Over the past few years, financial services companies have been concentrating on investment in artificial intelligence (AI), blockchain, data analytics, the internet of things, and robotic process automation (RPA). There is a lot of emphasis being placed on building better legacy systems and upgrading existing ones. Many firms are turning towards the cloud to make this happen.
Making the Cloud Transition
Cloud infrastructure enables financial services to reduce costs, provide better and more integrated security, and improve flexibility and scalability, along with efficiency gains. It’s not just about efficiency and scalability, though: the cloud is acting as a catalyst for change in the financial services sector. Cloud interfaces bring costs down, and increase communication and collaboration between global participants, in different locations and time zones.
Blockchain Innovations and Crypto
Cryptocurrencies and their underlying technology, blockchain, are another key area of focus for financial advisory players. Blockchain’s potential is immense: as a zero-trust distributed ledger technology (DLT), it has the potential to the finance sector overall by reducing costs, enabling faster transactions, greater transparency, and more. Let’s look at some of the long-term changes blockchain is enabling right now:
1. Reduced fee on direct payments: The current scenario where banks charge clients a fee on banking services and wire transfers could become a thing of the past with the introduction of blockchain technology. Blockchain payments are quicker, safer, irreversible, and comparatively more cost-effective, leading to lower fees for common services.
2. Transaction details: Blockchain is not just about moving money. It is an excellent method to maintain transparency, as multiple copies of the same data are maintained at different locations. Another way blockchain technology helps is by enabling smart contracts. Smart contracts monitor when a buyer makes a payment, when a teller delivers on their end of the deal and help to handle an array of problems that might arise in between.
3. Increased financial inclusion: High fees, lack of access to their money at the exact moment they want it, and the need to show assets for guaranties, deter many people from using traditional banking services. Blockchain-based solutions can promote financial inclusion and can provide a highly scalable alternative.
4. A digitally secure technology fighting fraud: Blockchain technology resists hacking, DDOS attacks, and other cyber threats. Banks and anyone making a blockchain transaction can readily identify parties through opt-in, blockchain-enabled digital ID, helping curb fraud.

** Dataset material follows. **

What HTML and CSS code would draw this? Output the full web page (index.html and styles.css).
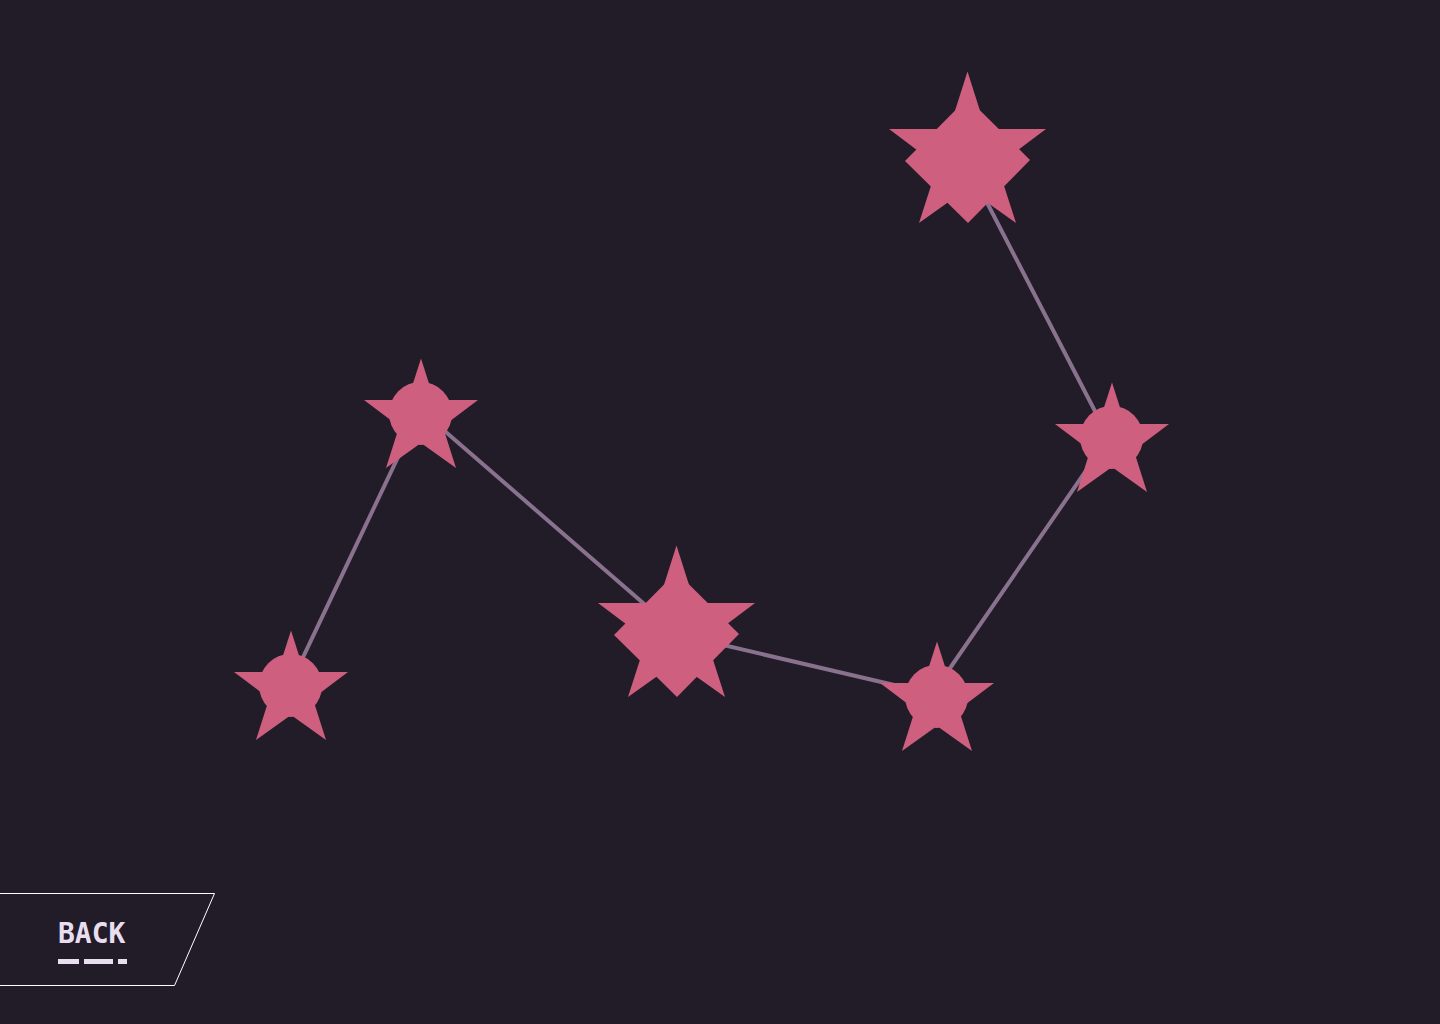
FILE: index.html
```html
<!DOCTYPE html>
<html lang="en">
<head>
<meta charset="utf-8">
<meta name="viewport" content="width=device-width, initial-scale=1">
<title>Constellation</title>
<link rel="stylesheet" href="styles.css">
</head>
<body>
<main class="sky">
  <svg class="constellation" viewBox="0 0 1440 893" role="img" aria-label="Constellation of six stars">
    <defs>
      <g id="star-small">
        <path d="M0-54.5 13.3-13H57L21.8 13.5 35 55 0 30-35 55-21.8 13.5-57-13H-13.3Z"/>
        <circle cx="-.4" cy=".4" r="31.5"/>
      </g>
      <g id="star-large">
        <path d="M0-82 18.3-24.5H78.5L30 12 48.5 69.5 0 35-48.5 69.5-30 12-78.5-24.5H-18.3Z"/>
        <path d="M0-55.5 62.5 6.5.5 69.5-62.500 7.5Z"/>
      </g>
    </defs>
    <path class="links" d="M291 682.6 421 408.600M421 410.500 676 631.600M676 634 937 695M937 687 1112 433M1112 444 967 164"/>
    <g class="stars">
      <use href="#star-small" x="291" y="685"/>
      <use href="#star-small" x="421" y="413"/>
      <use href="#star-large" x="676.5" y="627.5"/>
      <use href="#star-small" x="937" y="696"/>
      <use href="#star-small" x="1112" y="437"/>
      <use href="#star-large" x="967.5" y="153.5"/>
    </g>
  </svg>
</main>
<nav class="nav">
  <button class="back" type="button">
    <svg class="back-frame" viewBox="0 0 215 93" aria-hidden="true"><path d="M-2 .5H214.5L174.500 92.500H-2"/></svg>
    <span class="back-label">BACK</span>
    <span class="back-rules" aria-hidden="true"><i></i><i></i><i></i></span>
  </button>
</nav>
</body>
</html>
```
FILE: styles.css
```css
* {
  box-sizing: border-box;
}

body {
  margin: 0;
  min-height: 100vh;
  display: flex;
  flex-direction: column;
  background: #221c29;
}

.constellation {
  display: block;
  width: 100%;
}

.links {
  fill: none;
  stroke: #8a728f;
  stroke-width: 4;
}

.stars {
  fill: #ce5f7f;
}

.nav {
  padding-bottom: 38px;
}

.back {
  position: relative;
  display: flex;
  flex-direction: column;
  align-items: flex-start;
  gap: 4px;
  width: 215px;
  height: 93px;
  padding: 20px 58px;
  border: 0;
  background: none;
  color: #e8def0;
  cursor: pointer;
}

.back-frame {
  position: absolute;
  inset: 0;
  width: 215px;
  height: 93px;
  fill: none;
  stroke: #fff;
}

.back-label {
  font: bold 28px/42px "DejaVu Sans Mono", "Liberation Mono", monospace;
}

.back-rules {
  display: grid;
  grid-template-columns: 21px 29px 9px;
  gap: 5px;
}

.back-rules i {
  height: 5px;
  background: #e8def0;
}
```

Cryptocurrencies themselves hold promise as a new native digital-native asset class, free from regulation by central authorities. Advisors will find that more and more clients are looking to educate themselves about blockchain and cryptocurrency and to potentially invest in crypto. The opportunities here are immense for IFAs willing to invest time towards understanding cryptocurrencies as an asset class to offer sound advice.
Conclusion
The entire finance sector today is going through a period of major upheaval: rapid technological change, a shift in investor demographics, and greater awareness about the benefits of digital solutions mean that IFAs think fast and adapt to stay relevant. With the rise of DIY and AI-based solutions, existing client bases will suffer a certain degree of attrition. Broadening target audiences to include women, minorities, millennials and other previously under-served demographics is vital to ensure long-term sustainability. Technology doesn’t have to be a threat, though. Digital platforms like FinancialAdvisors.com help IFAs expand their reach and address clients across the country. The key is to understand where the market is heading — towards digital and towards new paradigms like blockchain — and to learn and adapt.